This is a facet of all superset training, but cardio can become the centerpiece if you opt for more reps per set or exercises involving more bodily movement. Supersets can be a fun way to get your heart pumping if you don’t have the right equipment.
The primary driver of putting on size in the gym is how much fatigue you can accumulate (and then recover from, of course). Whether it’s doubling down on stimulus by attacking the same muscle twice in a row, or tag-teaming your arm day to fully fatigue yourself in just a few minutes, supersets can be deadly when it comes to muscle growth.
If you’re programming supersets into your workouts, then you should consider a few training variables to ensure you stay happy, healthy, and on the road to progress.
Know Your Goals
If your primary goal is efficiency, then an upper-lower superset might be best for you. If you care most about packing on as much size as possible, same-muscle supersets are probably up your alley.
Knowing where you want to go with your training is the first step towards actually getting there and affords you the opportunity to put in the work where it matters.
Compound, or multi-joint movements, should always come first. You don’t want to be physically/mentally fatigued for a lift that will offer the greatest benefit by doing it second in a set.
If you’re pairing a big, multi-joint exercise with a smaller isolation one, make sure you’re doing the meat-and-potatoes work first.
Pay attention to how intensely you’re performing each movement. You may have to tweak and cater supersets to your level of fitness. Remember that you’re performing a single set of two distinct movements, which will increase the demand placed on your body. Err on the side of easy the first time you implement a new superset to your workouts.
A good way to scale your intensity is by taking it easy on the first movement of your superset and then putting in higher effort on the second half, so you can get some well-earned rest time right after.
With the “what” and the “why” on paper, explaining exactly how to utilize supersets is simple. A few sample selections should set you on the right path towards integrating them into your own workouts.
Agonist-Antagonist — Hammer Curl + Dumbbell Skullcrusher
Same Muscle/PAP — Dumbbell Row + Dumbbell Pull-Over
Do a set of either single or double-armed dumbbell rows, then take one of the weights and go right into a set of dumbbell pullovers while lying on the bench for a one-two punch combo targeting the lats.

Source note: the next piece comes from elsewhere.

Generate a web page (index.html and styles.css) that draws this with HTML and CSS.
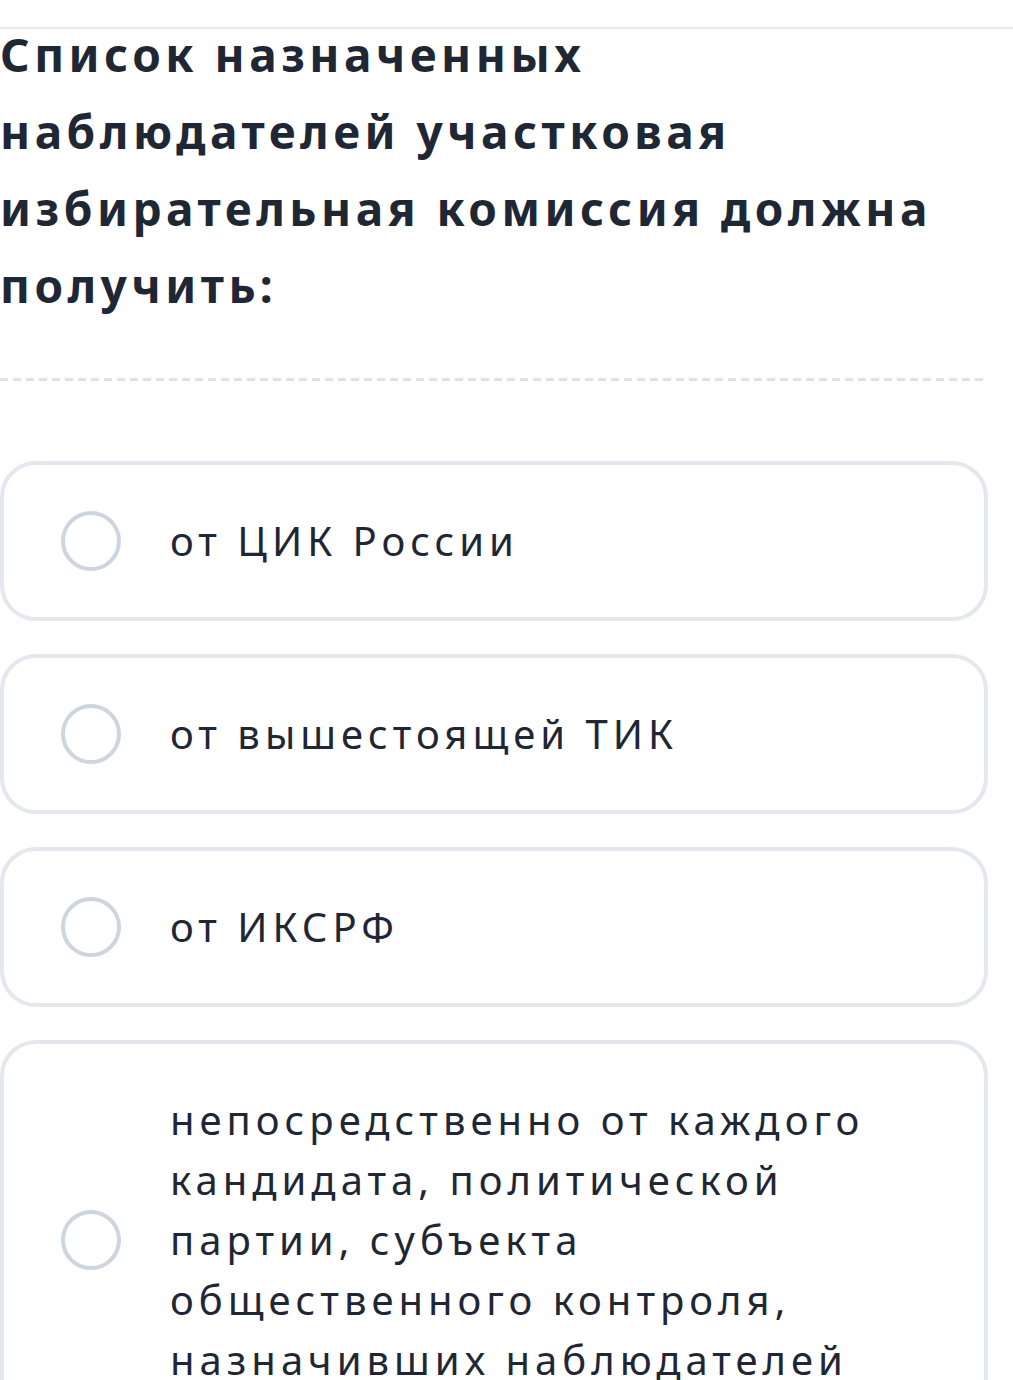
FILE: index.html
```html
<!DOCTYPE html>
<html lang="ru">
<head>
<meta charset="utf-8">
<title>Вопрос</title>
<link rel="stylesheet" href="styles.css">
</head>
<body>
<header class="topbar"></header>
<main class="question">
  <h1 class="question-title">Список назначенных наблюдателей участковая избирательная комиссия должна получить:</h1>
  <div class="divider"></div>
  <ul class="options">
    <li class="option"><span class="radio"></span><span class="option-text">от ЦИК России</span></li>
    <li class="option"><span class="radio"></span><span class="option-text">от вышестоящей ТИК</span></li>
    <li class="option"><span class="radio"></span><span class="option-text">от ИКСРФ</span></li>
    <li class="option"><span class="radio"></span><span class="option-text">непосредственно от каждого<br>кандидата, политической<br>партии, субъекта<br>общественного контроля,<br>назначивших наблюдателей</span></li>
  </ul>
</main>
</body>
</html>
```

FILE: styles.css
```css
html, body {
  margin: 0;
  padding: 0;
  background: #ffffff;
}

body {
  font-family: "Noto Sans", "Open Sans", sans-serif;
  color: #1f2735;
}

/* fixed header strip with its bottom rule */
.topbar {
  position: fixed;
  top: 0;
  left: 0;
  right: 0;
  height: 27px;
  background: #ffffff;
  border-bottom: 2px solid #e8e9ec;
  z-index: 2;
}

.question {
  padding: 16px 25px 0 0;
}

.question-title {
  margin: 0;
  font-size: 46px;
  line-height: 77px;
  font-weight: 700;
  letter-spacing: 4.5px;
  color: #1f2735;
}

.divider {
  height: 3px;
  margin-top: 54px;
  background: repeating-linear-gradient(to right, #dde1e8 0 8px, transparent 8px 13px);
}

.options {
  list-style: none;
  margin: 80px 0 0;
  padding: 0;
  display: flex;
  flex-direction: column;
  gap: 33px;
}

.option {
  display: flex;
  align-items: center;
  gap: 49px;
  padding: 46px 40px 46px 57px;
  border: 4px solid #e3e7ee;
  border-radius: 36px;
}

.radio {
  flex: none;
  width: 52px;
  height: 52px;
  border: 4px solid #cfd5de;
  border-radius: 50%;
}

.option-text {
  font-size: 40px;
  line-height: 60px;
  letter-spacing: 5px;
  color: #1f2735;
}
```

Upper/Lower — Romanian Deadlift + Upright Row
Finish a set of Romanian deadlifts before going directly into a set of barbell upright rows. While you may need to pause briefly to reduce the weight, going from one barbell lift to another should still be a huge time-saver.
If you’re still a little fuzzy on what supersets are or if they’re right for you specifically, we can take it another step further and look at common questions directly.
What are supersets?
A superset is the pairing of two exercises performed back-to-back with minimal to no rest in-between.
What are some benefits of using supersets?
Superset benefits all come down to their programming and rationale for use. They are a great time saver in the gym, could benefit your power output, and provide heaps of extra muscular stimulus.
Who can use supersets?
As long as your rationale for including them makes sense, anyone — including rank beginners — can make use of supersets. That being said, if you’re just starting out with your first workout routine, the additional intensity provided by supersets may not be necessary for you to progress.
At a glance, supersets make for a useful way to save you time during your workouts. However, there’s more to them than meets the eye, and more benefits than you might think — if you know what you’re doing.
Whether it is getting a lot of work in quickly with upper-lower supersets, blasting your biceps with a same-muscle superset of curls, or fully engaging your quads and hamstrings with an agonist-antagonist superset, there’s enough variability to make supersets a worthy inclusion to any routine.